RAW DATA:
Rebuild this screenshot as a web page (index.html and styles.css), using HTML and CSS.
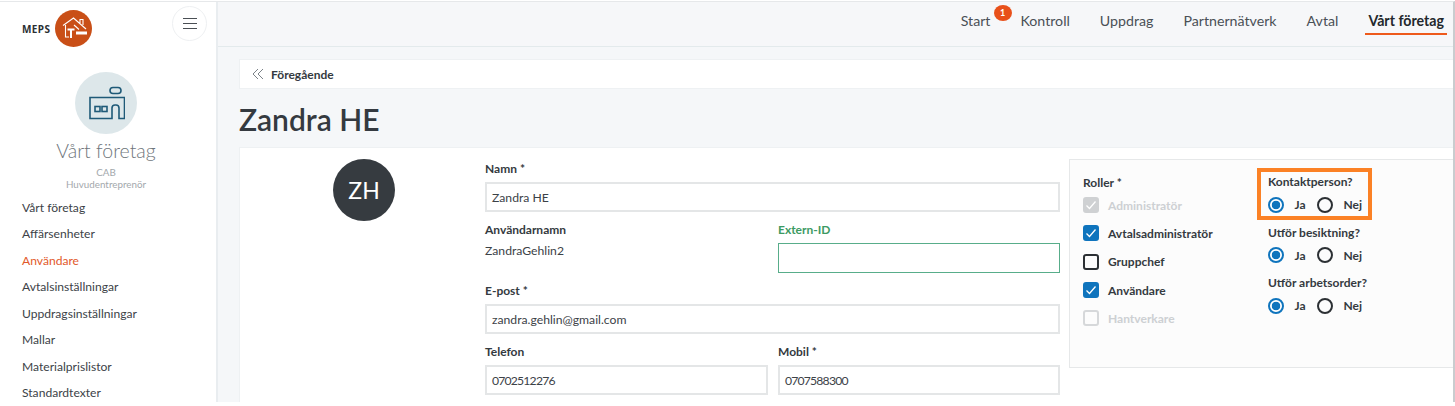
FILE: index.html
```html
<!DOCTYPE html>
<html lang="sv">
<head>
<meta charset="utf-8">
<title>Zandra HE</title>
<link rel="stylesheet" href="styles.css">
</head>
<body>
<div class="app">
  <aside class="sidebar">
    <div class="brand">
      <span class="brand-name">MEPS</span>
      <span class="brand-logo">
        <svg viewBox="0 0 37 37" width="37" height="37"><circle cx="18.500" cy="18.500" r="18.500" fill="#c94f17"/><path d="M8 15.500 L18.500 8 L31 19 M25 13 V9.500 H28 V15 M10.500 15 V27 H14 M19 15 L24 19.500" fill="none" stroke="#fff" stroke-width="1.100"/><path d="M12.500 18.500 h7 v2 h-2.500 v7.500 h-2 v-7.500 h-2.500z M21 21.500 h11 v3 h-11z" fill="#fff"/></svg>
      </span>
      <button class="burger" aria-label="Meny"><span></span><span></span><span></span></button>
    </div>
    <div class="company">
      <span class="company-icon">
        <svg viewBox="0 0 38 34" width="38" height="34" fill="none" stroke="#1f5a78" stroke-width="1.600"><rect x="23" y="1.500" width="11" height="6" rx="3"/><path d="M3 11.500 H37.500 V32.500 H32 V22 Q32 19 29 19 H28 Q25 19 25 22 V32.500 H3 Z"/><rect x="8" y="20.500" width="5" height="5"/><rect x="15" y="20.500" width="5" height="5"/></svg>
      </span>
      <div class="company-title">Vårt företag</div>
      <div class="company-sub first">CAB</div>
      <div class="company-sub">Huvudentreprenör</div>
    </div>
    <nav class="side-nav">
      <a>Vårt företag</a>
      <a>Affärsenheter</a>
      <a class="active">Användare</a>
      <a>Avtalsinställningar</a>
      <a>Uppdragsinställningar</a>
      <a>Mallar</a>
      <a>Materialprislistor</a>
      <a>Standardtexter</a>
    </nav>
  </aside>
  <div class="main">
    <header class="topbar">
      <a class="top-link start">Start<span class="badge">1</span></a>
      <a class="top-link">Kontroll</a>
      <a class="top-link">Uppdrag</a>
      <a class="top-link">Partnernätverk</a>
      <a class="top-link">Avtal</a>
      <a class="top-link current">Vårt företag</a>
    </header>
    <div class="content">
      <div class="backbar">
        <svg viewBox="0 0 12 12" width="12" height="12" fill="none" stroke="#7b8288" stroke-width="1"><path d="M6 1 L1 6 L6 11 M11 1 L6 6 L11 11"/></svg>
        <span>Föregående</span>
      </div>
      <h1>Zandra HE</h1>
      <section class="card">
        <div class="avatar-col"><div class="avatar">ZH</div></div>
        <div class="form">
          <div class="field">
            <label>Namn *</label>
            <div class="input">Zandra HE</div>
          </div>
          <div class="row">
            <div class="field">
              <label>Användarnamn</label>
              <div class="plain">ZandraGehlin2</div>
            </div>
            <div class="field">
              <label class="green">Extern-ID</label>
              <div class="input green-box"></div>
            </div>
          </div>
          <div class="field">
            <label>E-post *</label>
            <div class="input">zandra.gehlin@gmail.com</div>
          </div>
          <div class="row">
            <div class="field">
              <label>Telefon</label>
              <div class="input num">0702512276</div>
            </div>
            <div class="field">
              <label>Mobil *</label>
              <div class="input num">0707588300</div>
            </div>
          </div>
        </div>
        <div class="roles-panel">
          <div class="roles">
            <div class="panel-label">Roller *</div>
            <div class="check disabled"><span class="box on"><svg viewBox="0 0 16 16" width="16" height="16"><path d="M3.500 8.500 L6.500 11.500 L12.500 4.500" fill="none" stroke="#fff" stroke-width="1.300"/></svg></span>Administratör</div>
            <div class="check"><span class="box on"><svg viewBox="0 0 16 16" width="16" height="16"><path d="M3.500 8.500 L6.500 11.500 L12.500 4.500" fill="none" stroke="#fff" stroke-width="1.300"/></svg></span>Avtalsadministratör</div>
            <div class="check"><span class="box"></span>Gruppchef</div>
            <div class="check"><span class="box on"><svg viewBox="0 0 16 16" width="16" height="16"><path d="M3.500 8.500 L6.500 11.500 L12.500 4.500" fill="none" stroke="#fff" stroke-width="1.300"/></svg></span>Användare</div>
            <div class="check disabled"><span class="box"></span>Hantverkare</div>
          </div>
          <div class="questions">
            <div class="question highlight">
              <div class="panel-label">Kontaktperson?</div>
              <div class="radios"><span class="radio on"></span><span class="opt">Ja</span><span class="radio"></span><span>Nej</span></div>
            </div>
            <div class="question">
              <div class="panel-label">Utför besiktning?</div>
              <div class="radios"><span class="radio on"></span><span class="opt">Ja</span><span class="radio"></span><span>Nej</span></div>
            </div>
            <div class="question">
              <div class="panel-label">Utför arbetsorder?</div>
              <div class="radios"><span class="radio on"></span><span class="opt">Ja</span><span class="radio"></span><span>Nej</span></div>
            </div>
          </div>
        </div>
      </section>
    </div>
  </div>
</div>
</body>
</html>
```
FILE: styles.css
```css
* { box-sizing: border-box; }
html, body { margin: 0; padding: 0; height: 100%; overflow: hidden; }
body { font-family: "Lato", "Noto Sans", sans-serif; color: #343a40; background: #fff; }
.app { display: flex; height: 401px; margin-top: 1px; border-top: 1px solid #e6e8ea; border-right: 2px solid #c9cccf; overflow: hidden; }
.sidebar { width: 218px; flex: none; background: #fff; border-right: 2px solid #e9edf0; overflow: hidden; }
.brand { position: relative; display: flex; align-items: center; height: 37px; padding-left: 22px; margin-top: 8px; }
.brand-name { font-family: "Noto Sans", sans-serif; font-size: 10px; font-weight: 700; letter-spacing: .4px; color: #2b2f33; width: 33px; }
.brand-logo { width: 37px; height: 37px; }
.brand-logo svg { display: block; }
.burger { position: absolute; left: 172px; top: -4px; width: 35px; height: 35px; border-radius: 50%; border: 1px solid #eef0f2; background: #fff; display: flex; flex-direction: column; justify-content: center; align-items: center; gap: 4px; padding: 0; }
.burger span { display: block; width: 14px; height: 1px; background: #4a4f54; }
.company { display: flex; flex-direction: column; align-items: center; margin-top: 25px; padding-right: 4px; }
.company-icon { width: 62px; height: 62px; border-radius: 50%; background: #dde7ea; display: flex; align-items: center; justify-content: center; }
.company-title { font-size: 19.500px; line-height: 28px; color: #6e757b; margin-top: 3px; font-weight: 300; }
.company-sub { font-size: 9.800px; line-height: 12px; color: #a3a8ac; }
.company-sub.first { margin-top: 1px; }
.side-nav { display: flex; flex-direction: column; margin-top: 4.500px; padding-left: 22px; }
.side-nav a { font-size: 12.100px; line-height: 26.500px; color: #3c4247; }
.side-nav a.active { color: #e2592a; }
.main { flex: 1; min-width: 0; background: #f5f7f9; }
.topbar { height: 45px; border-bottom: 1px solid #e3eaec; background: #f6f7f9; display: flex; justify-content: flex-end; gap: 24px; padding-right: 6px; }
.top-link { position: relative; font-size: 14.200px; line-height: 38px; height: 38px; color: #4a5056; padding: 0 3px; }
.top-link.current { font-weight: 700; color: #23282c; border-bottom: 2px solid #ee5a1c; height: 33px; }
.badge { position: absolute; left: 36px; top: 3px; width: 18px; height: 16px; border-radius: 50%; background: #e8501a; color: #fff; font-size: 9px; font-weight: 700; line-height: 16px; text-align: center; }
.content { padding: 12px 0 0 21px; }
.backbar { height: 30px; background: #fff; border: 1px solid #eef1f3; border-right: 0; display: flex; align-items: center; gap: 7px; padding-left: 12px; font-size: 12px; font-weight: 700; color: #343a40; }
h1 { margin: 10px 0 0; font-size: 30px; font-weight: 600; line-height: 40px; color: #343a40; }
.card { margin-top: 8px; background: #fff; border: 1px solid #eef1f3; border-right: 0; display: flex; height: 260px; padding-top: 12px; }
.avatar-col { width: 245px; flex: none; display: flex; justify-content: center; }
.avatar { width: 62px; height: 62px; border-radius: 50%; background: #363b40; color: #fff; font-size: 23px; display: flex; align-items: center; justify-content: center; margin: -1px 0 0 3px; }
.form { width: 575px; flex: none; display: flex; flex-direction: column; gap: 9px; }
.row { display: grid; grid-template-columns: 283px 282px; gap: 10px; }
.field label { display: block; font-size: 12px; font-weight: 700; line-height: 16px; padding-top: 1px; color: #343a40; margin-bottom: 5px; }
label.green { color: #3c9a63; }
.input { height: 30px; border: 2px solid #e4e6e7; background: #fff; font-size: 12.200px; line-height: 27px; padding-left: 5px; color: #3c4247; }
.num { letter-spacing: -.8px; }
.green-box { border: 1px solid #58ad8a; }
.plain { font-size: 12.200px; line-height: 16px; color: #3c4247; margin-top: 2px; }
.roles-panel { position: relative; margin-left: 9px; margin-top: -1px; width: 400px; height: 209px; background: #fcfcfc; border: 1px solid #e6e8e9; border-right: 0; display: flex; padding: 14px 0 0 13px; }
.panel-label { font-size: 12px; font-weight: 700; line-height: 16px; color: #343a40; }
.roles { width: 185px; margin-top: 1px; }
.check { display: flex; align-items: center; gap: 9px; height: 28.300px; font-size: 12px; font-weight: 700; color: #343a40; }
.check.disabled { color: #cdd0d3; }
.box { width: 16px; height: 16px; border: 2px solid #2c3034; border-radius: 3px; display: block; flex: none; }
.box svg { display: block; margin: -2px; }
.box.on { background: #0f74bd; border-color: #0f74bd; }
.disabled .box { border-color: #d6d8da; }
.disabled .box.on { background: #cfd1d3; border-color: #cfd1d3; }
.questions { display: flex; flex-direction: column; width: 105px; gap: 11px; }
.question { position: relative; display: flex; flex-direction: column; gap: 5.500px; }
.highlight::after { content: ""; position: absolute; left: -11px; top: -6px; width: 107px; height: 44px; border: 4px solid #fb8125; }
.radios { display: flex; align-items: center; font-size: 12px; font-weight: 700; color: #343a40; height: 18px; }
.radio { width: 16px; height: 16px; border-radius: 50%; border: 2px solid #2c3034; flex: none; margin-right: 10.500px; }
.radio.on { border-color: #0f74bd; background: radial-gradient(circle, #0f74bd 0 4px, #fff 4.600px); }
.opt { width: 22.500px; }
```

* * *

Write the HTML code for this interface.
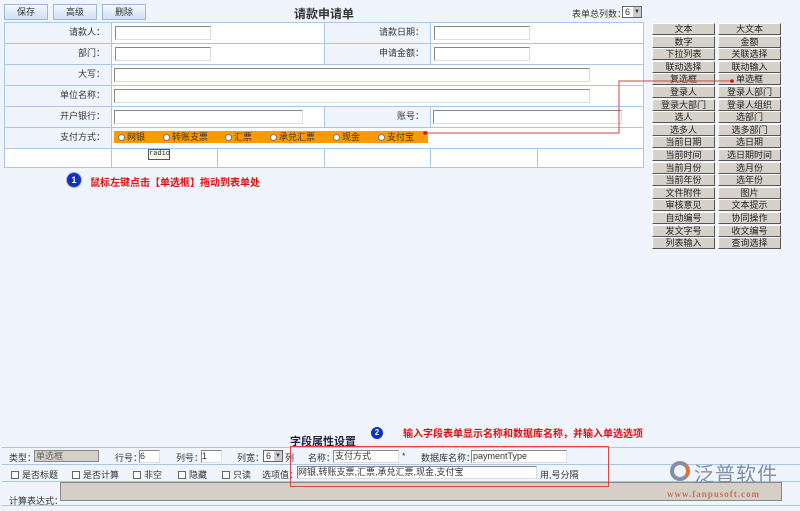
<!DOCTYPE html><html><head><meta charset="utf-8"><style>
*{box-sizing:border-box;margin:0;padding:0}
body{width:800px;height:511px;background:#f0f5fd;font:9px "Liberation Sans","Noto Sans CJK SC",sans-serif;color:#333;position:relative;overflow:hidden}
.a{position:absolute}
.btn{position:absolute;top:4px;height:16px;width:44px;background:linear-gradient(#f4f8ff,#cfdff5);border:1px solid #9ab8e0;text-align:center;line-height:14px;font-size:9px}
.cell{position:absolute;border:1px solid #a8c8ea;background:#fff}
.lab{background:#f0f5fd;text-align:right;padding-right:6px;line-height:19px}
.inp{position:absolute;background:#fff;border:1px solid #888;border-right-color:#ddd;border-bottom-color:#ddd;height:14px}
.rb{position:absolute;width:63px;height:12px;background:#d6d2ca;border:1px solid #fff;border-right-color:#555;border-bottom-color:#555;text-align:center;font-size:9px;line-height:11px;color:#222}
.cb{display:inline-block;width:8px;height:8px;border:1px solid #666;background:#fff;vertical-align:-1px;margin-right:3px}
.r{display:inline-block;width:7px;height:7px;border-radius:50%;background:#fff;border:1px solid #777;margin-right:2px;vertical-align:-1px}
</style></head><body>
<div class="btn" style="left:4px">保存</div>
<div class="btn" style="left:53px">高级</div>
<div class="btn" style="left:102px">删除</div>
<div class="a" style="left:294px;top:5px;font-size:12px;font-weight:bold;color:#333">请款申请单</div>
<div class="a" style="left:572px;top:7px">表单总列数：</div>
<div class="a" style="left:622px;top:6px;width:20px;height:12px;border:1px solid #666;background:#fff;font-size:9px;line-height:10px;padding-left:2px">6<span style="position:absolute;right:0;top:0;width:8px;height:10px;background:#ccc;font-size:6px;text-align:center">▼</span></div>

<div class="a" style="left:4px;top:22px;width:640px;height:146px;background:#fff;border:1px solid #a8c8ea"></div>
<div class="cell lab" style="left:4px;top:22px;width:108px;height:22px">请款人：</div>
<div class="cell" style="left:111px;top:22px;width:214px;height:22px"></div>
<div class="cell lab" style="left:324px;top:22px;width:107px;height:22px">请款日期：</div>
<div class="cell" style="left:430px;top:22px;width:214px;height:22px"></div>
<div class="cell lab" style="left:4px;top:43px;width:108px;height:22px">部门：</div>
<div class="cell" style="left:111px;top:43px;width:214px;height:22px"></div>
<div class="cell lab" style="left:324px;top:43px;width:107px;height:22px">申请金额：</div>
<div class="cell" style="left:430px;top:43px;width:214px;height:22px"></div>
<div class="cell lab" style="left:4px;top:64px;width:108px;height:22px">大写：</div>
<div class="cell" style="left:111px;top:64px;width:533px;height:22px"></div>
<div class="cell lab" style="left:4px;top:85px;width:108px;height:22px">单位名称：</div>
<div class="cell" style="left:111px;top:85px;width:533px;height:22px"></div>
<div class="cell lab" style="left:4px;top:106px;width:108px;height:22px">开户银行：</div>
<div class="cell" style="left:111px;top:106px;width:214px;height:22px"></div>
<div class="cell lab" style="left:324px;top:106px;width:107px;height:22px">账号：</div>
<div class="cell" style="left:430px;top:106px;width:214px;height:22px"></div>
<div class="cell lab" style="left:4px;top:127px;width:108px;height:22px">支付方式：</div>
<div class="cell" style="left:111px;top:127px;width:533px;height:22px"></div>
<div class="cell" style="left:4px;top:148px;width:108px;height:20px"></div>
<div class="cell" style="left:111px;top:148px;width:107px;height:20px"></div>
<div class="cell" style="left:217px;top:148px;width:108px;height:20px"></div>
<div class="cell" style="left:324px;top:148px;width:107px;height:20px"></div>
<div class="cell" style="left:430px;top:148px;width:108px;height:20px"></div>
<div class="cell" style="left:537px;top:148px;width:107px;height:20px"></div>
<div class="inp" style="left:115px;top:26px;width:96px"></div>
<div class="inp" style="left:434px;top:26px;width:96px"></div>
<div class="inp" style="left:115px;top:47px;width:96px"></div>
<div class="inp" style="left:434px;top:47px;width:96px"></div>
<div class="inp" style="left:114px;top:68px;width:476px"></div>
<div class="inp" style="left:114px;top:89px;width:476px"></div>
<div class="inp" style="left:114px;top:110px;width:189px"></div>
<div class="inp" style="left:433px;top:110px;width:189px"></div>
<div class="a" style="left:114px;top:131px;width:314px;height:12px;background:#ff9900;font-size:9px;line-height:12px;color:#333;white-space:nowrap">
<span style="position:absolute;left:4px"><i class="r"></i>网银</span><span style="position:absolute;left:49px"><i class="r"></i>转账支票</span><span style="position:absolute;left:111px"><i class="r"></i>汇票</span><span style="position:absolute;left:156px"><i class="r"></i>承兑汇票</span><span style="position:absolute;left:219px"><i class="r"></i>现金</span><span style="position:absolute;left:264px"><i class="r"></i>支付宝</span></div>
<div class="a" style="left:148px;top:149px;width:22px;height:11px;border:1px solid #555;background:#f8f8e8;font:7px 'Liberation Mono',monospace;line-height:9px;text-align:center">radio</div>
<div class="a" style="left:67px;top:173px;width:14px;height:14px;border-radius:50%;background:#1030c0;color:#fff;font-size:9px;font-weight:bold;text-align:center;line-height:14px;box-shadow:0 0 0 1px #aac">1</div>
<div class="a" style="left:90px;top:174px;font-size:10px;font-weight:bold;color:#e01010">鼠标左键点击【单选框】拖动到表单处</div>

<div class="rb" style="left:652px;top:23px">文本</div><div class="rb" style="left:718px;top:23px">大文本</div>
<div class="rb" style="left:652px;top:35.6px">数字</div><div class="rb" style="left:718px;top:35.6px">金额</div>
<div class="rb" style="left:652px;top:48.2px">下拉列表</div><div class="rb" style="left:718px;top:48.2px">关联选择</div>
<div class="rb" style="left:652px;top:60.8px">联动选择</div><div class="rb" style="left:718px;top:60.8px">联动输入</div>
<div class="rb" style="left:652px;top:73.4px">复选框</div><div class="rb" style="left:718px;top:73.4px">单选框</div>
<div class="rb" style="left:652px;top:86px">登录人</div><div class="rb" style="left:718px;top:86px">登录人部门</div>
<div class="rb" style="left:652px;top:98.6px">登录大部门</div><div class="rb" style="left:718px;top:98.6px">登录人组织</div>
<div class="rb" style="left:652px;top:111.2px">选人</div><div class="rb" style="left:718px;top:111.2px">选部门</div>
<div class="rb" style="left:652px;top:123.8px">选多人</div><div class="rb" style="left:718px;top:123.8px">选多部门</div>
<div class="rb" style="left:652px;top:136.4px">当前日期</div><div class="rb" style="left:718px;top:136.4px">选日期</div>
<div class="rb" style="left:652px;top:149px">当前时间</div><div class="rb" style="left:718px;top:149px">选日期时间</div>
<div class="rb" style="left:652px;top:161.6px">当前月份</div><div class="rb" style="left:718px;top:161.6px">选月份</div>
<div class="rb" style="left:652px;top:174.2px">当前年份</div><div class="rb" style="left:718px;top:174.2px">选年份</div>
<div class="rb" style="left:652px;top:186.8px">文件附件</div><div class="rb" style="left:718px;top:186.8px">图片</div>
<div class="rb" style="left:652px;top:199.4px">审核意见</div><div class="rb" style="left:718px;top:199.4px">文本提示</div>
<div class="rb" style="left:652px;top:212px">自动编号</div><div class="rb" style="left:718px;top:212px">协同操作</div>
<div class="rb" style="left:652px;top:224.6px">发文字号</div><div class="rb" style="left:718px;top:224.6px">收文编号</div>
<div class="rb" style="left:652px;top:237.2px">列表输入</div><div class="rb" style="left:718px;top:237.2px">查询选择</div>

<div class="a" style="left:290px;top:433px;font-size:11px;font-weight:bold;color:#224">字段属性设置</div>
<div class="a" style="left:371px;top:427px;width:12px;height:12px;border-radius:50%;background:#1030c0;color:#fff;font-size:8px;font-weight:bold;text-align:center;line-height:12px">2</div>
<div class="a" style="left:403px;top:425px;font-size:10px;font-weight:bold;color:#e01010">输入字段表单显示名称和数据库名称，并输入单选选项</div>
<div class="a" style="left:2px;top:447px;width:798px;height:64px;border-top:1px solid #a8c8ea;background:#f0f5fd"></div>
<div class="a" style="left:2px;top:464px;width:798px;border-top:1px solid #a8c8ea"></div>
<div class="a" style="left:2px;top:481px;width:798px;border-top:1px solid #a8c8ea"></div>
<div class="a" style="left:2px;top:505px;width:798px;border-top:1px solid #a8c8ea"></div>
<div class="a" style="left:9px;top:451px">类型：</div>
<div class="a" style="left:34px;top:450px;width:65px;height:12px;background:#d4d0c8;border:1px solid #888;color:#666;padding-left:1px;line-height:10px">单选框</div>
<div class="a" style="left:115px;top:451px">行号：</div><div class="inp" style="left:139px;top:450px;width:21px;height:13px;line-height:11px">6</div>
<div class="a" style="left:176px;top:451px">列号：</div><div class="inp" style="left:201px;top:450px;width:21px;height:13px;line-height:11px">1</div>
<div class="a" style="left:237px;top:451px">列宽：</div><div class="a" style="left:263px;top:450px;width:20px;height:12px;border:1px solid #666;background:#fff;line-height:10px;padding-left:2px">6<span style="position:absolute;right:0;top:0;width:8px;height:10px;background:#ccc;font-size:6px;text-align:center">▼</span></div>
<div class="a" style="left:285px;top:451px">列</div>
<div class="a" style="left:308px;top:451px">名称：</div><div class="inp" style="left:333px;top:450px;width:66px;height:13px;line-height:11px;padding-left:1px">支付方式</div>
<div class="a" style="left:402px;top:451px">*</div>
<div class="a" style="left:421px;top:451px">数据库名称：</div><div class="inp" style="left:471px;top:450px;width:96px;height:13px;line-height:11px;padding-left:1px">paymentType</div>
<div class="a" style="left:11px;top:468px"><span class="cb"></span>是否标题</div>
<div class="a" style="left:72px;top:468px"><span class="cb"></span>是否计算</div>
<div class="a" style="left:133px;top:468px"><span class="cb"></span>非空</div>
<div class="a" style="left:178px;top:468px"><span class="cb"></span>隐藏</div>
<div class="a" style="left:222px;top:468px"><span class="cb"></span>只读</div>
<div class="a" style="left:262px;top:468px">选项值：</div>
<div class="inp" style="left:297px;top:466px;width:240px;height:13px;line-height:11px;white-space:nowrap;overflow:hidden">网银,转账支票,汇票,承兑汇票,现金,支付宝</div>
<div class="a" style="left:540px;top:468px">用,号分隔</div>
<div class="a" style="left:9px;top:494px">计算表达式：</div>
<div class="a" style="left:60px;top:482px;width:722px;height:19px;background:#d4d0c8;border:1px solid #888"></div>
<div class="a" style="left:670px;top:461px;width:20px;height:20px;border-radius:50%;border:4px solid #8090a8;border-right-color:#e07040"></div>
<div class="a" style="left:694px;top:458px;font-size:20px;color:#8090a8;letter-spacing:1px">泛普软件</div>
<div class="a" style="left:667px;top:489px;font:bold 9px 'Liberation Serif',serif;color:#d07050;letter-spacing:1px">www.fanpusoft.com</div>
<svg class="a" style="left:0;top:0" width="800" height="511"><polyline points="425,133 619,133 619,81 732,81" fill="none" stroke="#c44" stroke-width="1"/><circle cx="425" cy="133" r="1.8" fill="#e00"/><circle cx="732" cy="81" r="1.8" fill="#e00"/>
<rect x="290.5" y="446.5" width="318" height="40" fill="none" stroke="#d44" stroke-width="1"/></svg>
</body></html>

PROBLEM DESCRIPTION: Look for the word "index" and return every line where it occurs.

RESPONSE TO THIS TASK:
Rebuild this screenshot as a web page (index.html and styles.css), using HTML and CSS.
FILE: index.html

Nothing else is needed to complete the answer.